━━━ RECORDS FOR PROCESSING ━━━

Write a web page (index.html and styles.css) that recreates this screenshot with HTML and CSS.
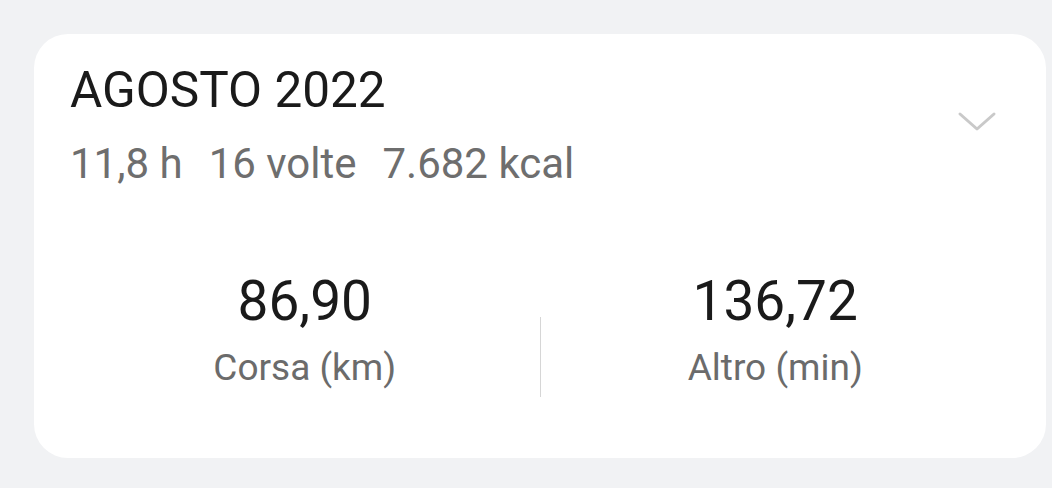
FILE: index.html
```html
<!DOCTYPE html>
<html lang="it">
<head>
  <meta charset="UTF-8">
  <title>Agosto 2022</title>
  <link rel="stylesheet" href="styles.css">
</head>
<body>
  <div class="card">
    <div class="header">
      <div class="header-text">
        <div class="titolo">AGOSTO 2022</div>
        <div class="riepilogo">
          <span>11,8 h</span>
          <span>16 volte</span>
          <span>7.682 kcal</span>
        </div>
      </div>
      <svg class="chevron" width="40" height="22" viewBox="0 0 40 22">
        <polyline points="3,3 20,18 37,3" fill="none" stroke="#c9c9c9" stroke-width="3" stroke-linecap="round" stroke-linejoin="round"/>
      </svg>
    </div>

    <div class="stats">
      <div class="stat">
        <div class="valore">86,90</div>
        <div class="etichetta">Corsa (km)</div>
      </div>
      <div class="divisore"></div>
      <div class="stat">
        <div class="valore">136,72</div>
        <div class="etichetta">Altro (min)</div>
      </div>
    </div>
  </div>
</body>
</html>
```

FILE: styles.css
```css
body {
  margin: 0;
  padding: 34px 6px 0 34px;
  background-color: #f1f2f4;
  font-family: Roboto, "Noto Sans", sans-serif;
}

.card {
  background-color: #fff;
  border-radius: 34px;
  padding: 28px 36px 61px 36px;
}

.header {
  display: flex;
  justify-content: space-between;
  align-items: center;
}

.titolo {
  font-size: 49.5px;
  line-height: 56px;
  color: #1a1a1a;
}

.riepilogo {
  margin-top: 22px;
  font-size: 42px;
  line-height: 48px;
  color: #6e6e6e;
  display: flex;
  gap: 26px;
}

.chevron {
  margin-right: 13px;
  margin-top: -6px;
}

.stats {
  display: grid;
  grid-template-columns: 1fr 1px 1fr;
  margin-top: 81px;
}

.stat {
  text-align: center;
}

.valore {
  font-size: 55px;
  line-height: 64px;
  color: #1a1a1a;
}

.etichetta {
  margin-top: 13px;
  font-size: 37px;
  line-height: 44px;
  color: #6b6b6b;
}

.divisore {
  background-color: #d6d6d6;
  height: 80px;
  margin-top: 48px;
}
```
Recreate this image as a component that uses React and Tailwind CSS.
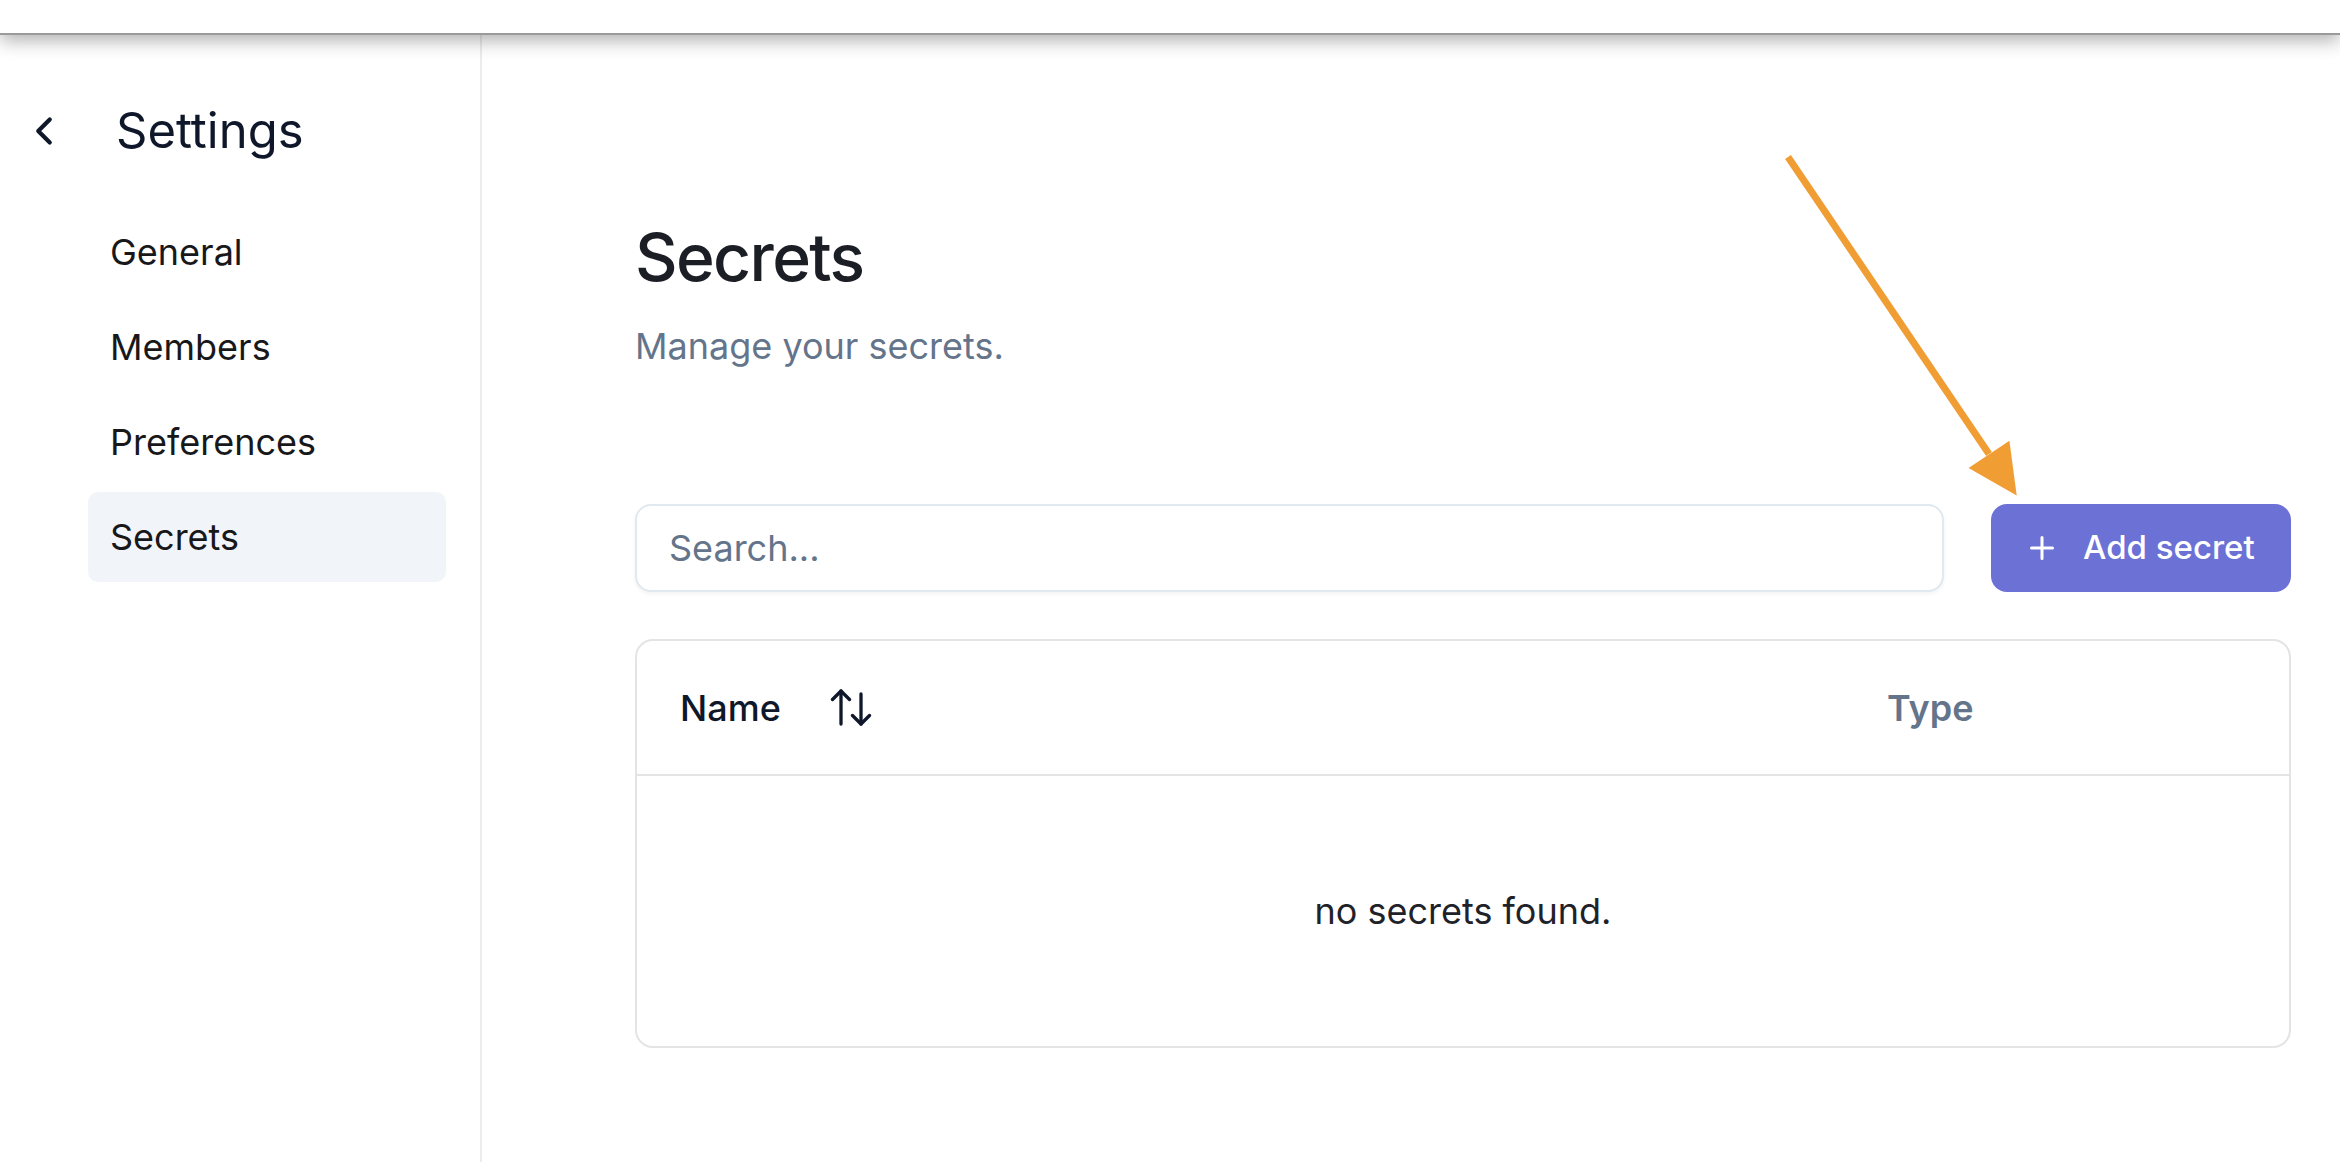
import { ChevronLeft, Plus } from "lucide-react";

const navItems = ["General", "Members", "Preferences", "Secrets"];
const active = "Secrets";

function SortIcon() {
  return (
    <svg width="42" height="37" viewBox="0 0 42 37" fill="none" stroke="#0f172a" strokeWidth="3.3" strokeLinecap="round" strokeLinejoin="round">
      <path d="M11 2v33" />
      <path d="M2.5 10.5 11 2l8.5 8.5" />
      <path d="M31 5v30" />
      <path d="M22.5 26.5 31 35l8.5-8.5" />
    </svg>
  );
}

export default function App() {
  return (
    <div className="relative min-h-screen overflow-hidden bg-white font-[Inter,sans-serif]">
      <div className="relative z-10 h-[35px] border-b-2 border-[#9a9a9a] bg-white shadow-[0_6px_18px_rgba(0,0,0,0.3)]" />
      <div className="flex h-[1127px]">
        <aside className="w-[482px] shrink-0 border-r-2 border-[#ececec]">
          <div className="mt-[64px] flex h-[64px] items-center pl-[21px]">
            <ChevronLeft size={46} strokeWidth={2.2} className="text-[#0f172a]" />
            <span className="ml-[49px] text-[49px] leading-[64px] text-[#0f172a]">Settings</span>
          </div>
          <nav className="ml-[88px] mt-[44px] flex w-[358px] flex-col gap-[5px]">
            {navItems.map((item) => (
              <div
                key={item}
                className={
                  item === active
                    ? "flex h-[90px] items-center rounded-[10px] bg-[#f1f5f9] pl-[22px] text-[36px] text-[#18181b]"
                    : "flex h-[90px] items-center rounded-[10px] pl-[22px] text-[36px] text-[#18181b]"
                }
              >
                {item}
              </div>
            ))}
          </nav>
        </aside>

        <main className="flex-1 pl-[153px]">
          <div className="w-[1656px]">
            <h1 className="pt-[189px] text-[66px] font-medium leading-[66px] tracking-tight text-[#1b1e24]">Secrets</h1>
            <p className="mt-[34px] text-[36px] leading-[44px] text-[#64748b]">Manage your secrets.</p>

            <div className="mt-[136px] flex gap-[47px]">
              <input
                type="text"
                placeholder="Search..."
                className="h-[88px] flex-1 rounded-[16px] border-2 border-[#e2e8f0] bg-white px-[32px] text-[36px] text-[#0f172a] shadow-[0_2px_4px_rgba(15,23,42,0.05)] outline-none placeholder:text-[#64748b]"
              />
              <button className="flex h-[88px] w-[300px] items-center gap-[23px] rounded-[16px] bg-[#6c71d6] pl-[33px] text-[33px] font-medium text-white">
                <Plus size={36} strokeWidth={2} />
                <span>Add secret</span>
              </button>
            </div>

            <div className="mt-[47px] overflow-hidden rounded-[18px] border-2 border-[#e4e4e7]">
              <div className="grid h-[135px] grid-cols-[1208px_1fr] items-center border-b-2 border-[#e4e4e7]">
                <div className="flex items-center gap-[49px] pl-[43px]">
                  <span className="text-[36px] font-medium text-[#0f172a]">Name</span>
                  <SortIcon />
                </div>
                <div className="pl-[42px] text-[36px] font-semibold text-[#64748b]">Type</div>
              </div>
              <div className="flex h-[270px] items-center justify-center text-[36px] text-[#1f2229]">
                no secrets found.
              </div>
            </div>
          </div>
        </main>
      </div>

      <svg className="pointer-events-none absolute left-0 top-0" width="2340" height="1162" viewBox="0 0 2340 1162">
        <line x1="1788" y1="157" x2="1989" y2="454" stroke="#f09d33" strokeWidth="7" />
        <polygon points="1968.6,468 2009.4,440.7 2016.7,495.4" fill="#f09d33" />
      </svg>
    </div>
  );
}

━━━

_BRIEF_: Omitting all images, print the listing exactly.

_COMPLETED EXERCISE_:
Write a web page (index.html and styles.css) that recreates this screenshot with HTML and CSS.
FILE: index.html
```html
<!DOCTYPE html>
<html lang="it">
<head>
  <meta charset="UTF-8">
  <title>Agosto 2022</title>
  <link rel="stylesheet" href="styles.css">
</head>
<body>
  <div class="card">
    <div class="header">
      <div class="header-text">
        <div class="titolo">AGOSTO 2022</div>
        <div class="riepilogo">
          <span>11,8 h</span>
          <span>16 volte</span>
          <span>7.682 kcal</span>
        </div>
      </div>
      <svg class="chevron" width="40" height="22" viewBox="0 0 40 22">
        <polyline points="3,3 20,18 37,3" fill="none" stroke="#c9c9c9" stroke-width="3" stroke-linecap="round" stroke-linejoin="round"/>
      </svg>
    </div>

    <div class="stats">
      <div class="stat">
        <div class="valore">86,90</div>
        <div class="etichetta">Corsa (km)</div>
      </div>
      <div class="divisore"></div>
      <div class="stat">
        <div class="valore">136,72</div>
        <div class="etichetta">Altro (min)</div>
      </div>
    </div>
  </div>
</body>
</html>
```

FILE: styles.css
```css
body {
  margin: 0;
  padding: 34px 6px 0 34px;
  background-color: #f1f2f4;
  font-family: Roboto, "Noto Sans", sans-serif;
}

.card {
  background-color: #fff;
  border-radius: 34px;
  padding: 28px 36px 61px 36px;
}

.header {
  display: flex;
  justify-content: space-between;
  align-items: center;
}

.titolo {
  font-size: 49.5px;
  line-height: 56px;
  color: #1a1a1a;
}

.riepilogo {
  margin-top: 22px;
  font-size: 42px;
  line-height: 48px;
  color: #6e6e6e;
  display: flex;
  gap: 26px;
}

.chevron {
  margin-right: 13px;
  margin-top: -6px;
}

.stats {
  display: grid;
  grid-template-columns: 1fr 1px 1fr;
  margin-top: 81px;
}

.stat {
  text-align: center;
}

.valore {
  font-size: 55px;
  line-height: 64px;
  color: #1a1a1a;
}

.etichetta {
  margin-top: 13px;
  font-size: 37px;
  line-height: 44px;
  color: #6b6b6b;
}

.divisore {
  background-color: #d6d6d6;
  height: 80px;
  margin-top: 48px;
}
```
Recreate this image as a component that uses React and Tailwind CSS.
import { ChevronLeft, Plus } from "lucide-react";

const navItems = ["General", "Members", "Preferences", "Secrets"];
const active = "Secrets";

function SortIcon() {
  return (
    <svg width="42" height="37" viewBox="0 0 42 37" fill="none" stroke="#0f172a" strokeWidth="3.3" strokeLinecap="round" strokeLinejoin="round">
      <path d="M11 2v33" />
      <path d="M2.5 10.5 11 2l8.5 8.5" />
      <path d="M31 5v30" />
      <path d="M22.5 26.5 31 35l8.5-8.5" />
    </svg>
  );
}

export default function App() {
  return (
    <div className="relative min-h-screen overflow-hidden bg-white font-[Inter,sans-serif]">
      <div className="relative z-10 h-[35px] border-b-2 border-[#9a9a9a] bg-white shadow-[0_6px_18px_rgba(0,0,0,0.3)]" />
      <div className="flex h-[1127px]">
        <aside className="w-[482px] shrink-0 border-r-2 border-[#ececec]">
          <div className="mt-[64px] flex h-[64px] items-center pl-[21px]">
            <ChevronLeft size={46} strokeWidth={2.2} className="text-[#0f172a]" />
            <span className="ml-[49px] text-[49px] leading-[64px] text-[#0f172a]">Settings</span>
          </div>
          <nav className="ml-[88px] mt-[44px] flex w-[358px] flex-col gap-[5px]">
            {navItems.map((item) => (
              <div
                key={item}
                className={
                  item === active
                    ? "flex h-[90px] items-center rounded-[10px] bg-[#f1f5f9] pl-[22px] text-[36px] text-[#18181b]"
                    : "flex h-[90px] items-center rounded-[10px] pl-[22px] text-[36px] text-[#18181b]"
                }
              >
                {item}
              </div>
            ))}
          </nav>
        </aside>

        <main className="flex-1 pl-[153px]">
          <div className="w-[1656px]">
            <h1 className="pt-[189px] text-[66px] font-medium leading-[66px] tracking-tight text-[#1b1e24]">Secrets</h1>
            <p className="mt-[34px] text-[36px] leading-[44px] text-[#64748b]">Manage your secrets.</p>

            <div className="mt-[136px] flex gap-[47px]">
              <input
                type="text"
                placeholder="Search..."
                className="h-[88px] flex-1 rounded-[16px] border-2 border-[#e2e8f0] bg-white px-[32px] text-[36px] text-[#0f172a] shadow-[0_2px_4px_rgba(15,23,42,0.05)] outline-none placeholder:text-[#64748b]"
              />
              <button className="flex h-[88px] w-[300px] items-center gap-[23px] rounded-[16px] bg-[#6c71d6] pl-[33px] text-[33px] font-medium text-white">
                <Plus size={36} strokeWidth={2} />
                <span>Add secret</span>
              </button>
            </div>

            <div className="mt-[47px] overflow-hidden rounded-[18px] border-2 border-[#e4e4e7]">
              <div className="grid h-[135px] grid-cols-[1208px_1fr] items-center border-b-2 border-[#e4e4e7]">
                <div className="flex items-center gap-[49px] pl-[43px]">
                  <span className="text-[36px] font-medium text-[#0f172a]">Name</span>
                  <SortIcon />
                </div>
                <div className="pl-[42px] text-[36px] font-semibold text-[#64748b]">Type</div>
              </div>
              <div className="flex h-[270px] items-center justify-center text-[36px] text-[#1f2229]">
                no secrets found.
              </div>
            </div>
          </div>
        </main>
      </div>

      <svg className="pointer-events-none absolute left-0 top-0" width="2340" height="1162" viewBox="0 0 2340 1162">
        <line x1="1788" y1="157" x2="1989" y2="454" stroke="#f09d33" strokeWidth="7" />
        <polygon points="1968.6,468 2009.4,440.7 2016.7,495.4" fill="#f09d33" />
      </svg>
    </div>
  );
}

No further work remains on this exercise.